_WHAT IS NEEDED_.
Keep the pictures out and restate every record exactly.

_EXTRACTED RECORDS_.
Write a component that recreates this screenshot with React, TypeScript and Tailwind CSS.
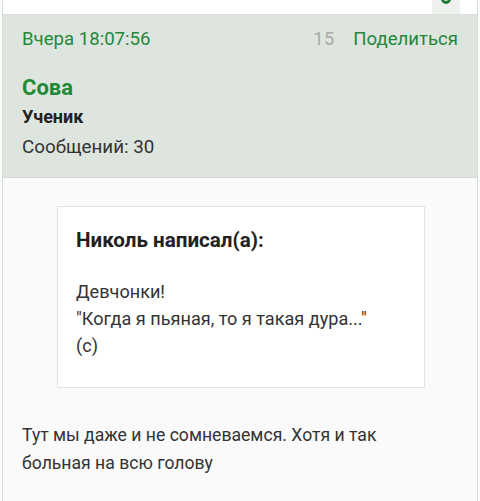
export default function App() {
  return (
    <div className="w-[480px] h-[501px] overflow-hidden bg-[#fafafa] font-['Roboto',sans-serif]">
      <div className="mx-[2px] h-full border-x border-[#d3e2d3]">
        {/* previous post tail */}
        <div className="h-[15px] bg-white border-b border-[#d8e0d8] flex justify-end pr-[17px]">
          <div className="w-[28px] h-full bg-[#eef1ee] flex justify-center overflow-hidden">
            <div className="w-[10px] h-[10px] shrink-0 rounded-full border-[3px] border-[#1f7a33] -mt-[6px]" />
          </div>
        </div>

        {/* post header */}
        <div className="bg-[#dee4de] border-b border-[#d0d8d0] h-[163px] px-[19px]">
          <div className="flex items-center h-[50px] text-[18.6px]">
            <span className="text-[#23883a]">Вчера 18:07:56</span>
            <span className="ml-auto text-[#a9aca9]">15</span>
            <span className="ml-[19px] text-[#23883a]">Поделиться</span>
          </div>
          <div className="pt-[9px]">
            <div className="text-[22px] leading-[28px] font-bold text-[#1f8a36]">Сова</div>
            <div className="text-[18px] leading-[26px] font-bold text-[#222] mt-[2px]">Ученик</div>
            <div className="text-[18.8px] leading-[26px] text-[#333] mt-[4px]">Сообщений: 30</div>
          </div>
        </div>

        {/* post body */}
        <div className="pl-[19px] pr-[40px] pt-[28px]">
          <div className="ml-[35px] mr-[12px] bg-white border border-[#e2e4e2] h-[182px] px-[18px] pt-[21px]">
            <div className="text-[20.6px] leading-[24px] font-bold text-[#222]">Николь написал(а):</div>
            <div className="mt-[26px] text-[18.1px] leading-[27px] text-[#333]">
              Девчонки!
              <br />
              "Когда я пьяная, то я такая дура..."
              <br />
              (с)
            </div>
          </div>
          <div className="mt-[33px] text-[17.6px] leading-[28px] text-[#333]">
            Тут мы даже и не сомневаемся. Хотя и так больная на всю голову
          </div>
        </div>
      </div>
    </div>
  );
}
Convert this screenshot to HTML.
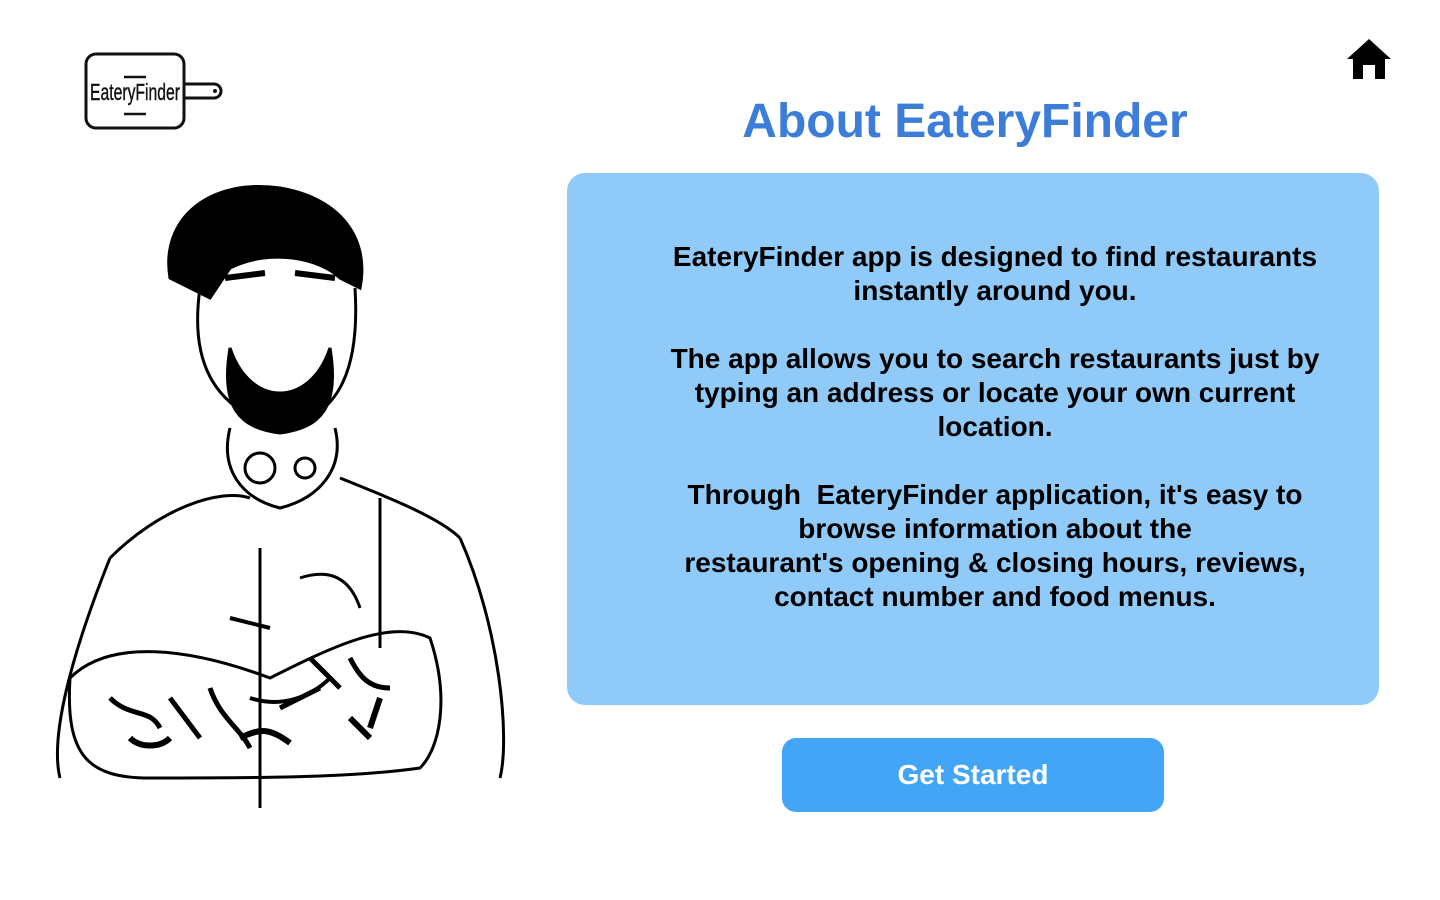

_FINISHED ANSWER_.
Write a component that recreates this screenshot with React, TypeScript and Tailwind CSS.
export default function App() {
  return (
    <div className="w-[480px] h-[501px] overflow-hidden bg-[#fafafa] font-['Roboto',sans-serif]">
      <div className="mx-[2px] h-full border-x border-[#d3e2d3]">
        {/* previous post tail */}
        <div className="h-[15px] bg-white border-b border-[#d8e0d8] flex justify-end pr-[17px]">
          <div className="w-[28px] h-full bg-[#eef1ee] flex justify-center overflow-hidden">
            <div className="w-[10px] h-[10px] shrink-0 rounded-full border-[3px] border-[#1f7a33] -mt-[6px]" />
          </div>
        </div>

        {/* post header */}
        <div className="bg-[#dee4de] border-b border-[#d0d8d0] h-[163px] px-[19px]">
          <div className="flex items-center h-[50px] text-[18.6px]">
            <span className="text-[#23883a]">Вчера 18:07:56</span>
            <span className="ml-auto text-[#a9aca9]">15</span>
            <span className="ml-[19px] text-[#23883a]">Поделиться</span>
          </div>
          <div className="pt-[9px]">
            <div className="text-[22px] leading-[28px] font-bold text-[#1f8a36]">Сова</div>
            <div className="text-[18px] leading-[26px] font-bold text-[#222] mt-[2px]">Ученик</div>
            <div className="text-[18.8px] leading-[26px] text-[#333] mt-[4px]">Сообщений: 30</div>
          </div>
        </div>

        {/* post body */}
        <div className="pl-[19px] pr-[40px] pt-[28px]">
          <div className="ml-[35px] mr-[12px] bg-white border border-[#e2e4e2] h-[182px] px-[18px] pt-[21px]">
            <div className="text-[20.6px] leading-[24px] font-bold text-[#222]">Николь написал(а):</div>
            <div className="mt-[26px] text-[18.1px] leading-[27px] text-[#333]">
              Девчонки!
              <br />
              "Когда я пьяная, то я такая дура..."
              <br />
              (с)
            </div>
          </div>
          <div className="mt-[33px] text-[17.6px] leading-[28px] text-[#333]">
            Тут мы даже и не сомневаемся. Хотя и так больная на всю голову
          </div>
        </div>
      </div>
    </div>
  );
}
Convert this screenshot to HTML.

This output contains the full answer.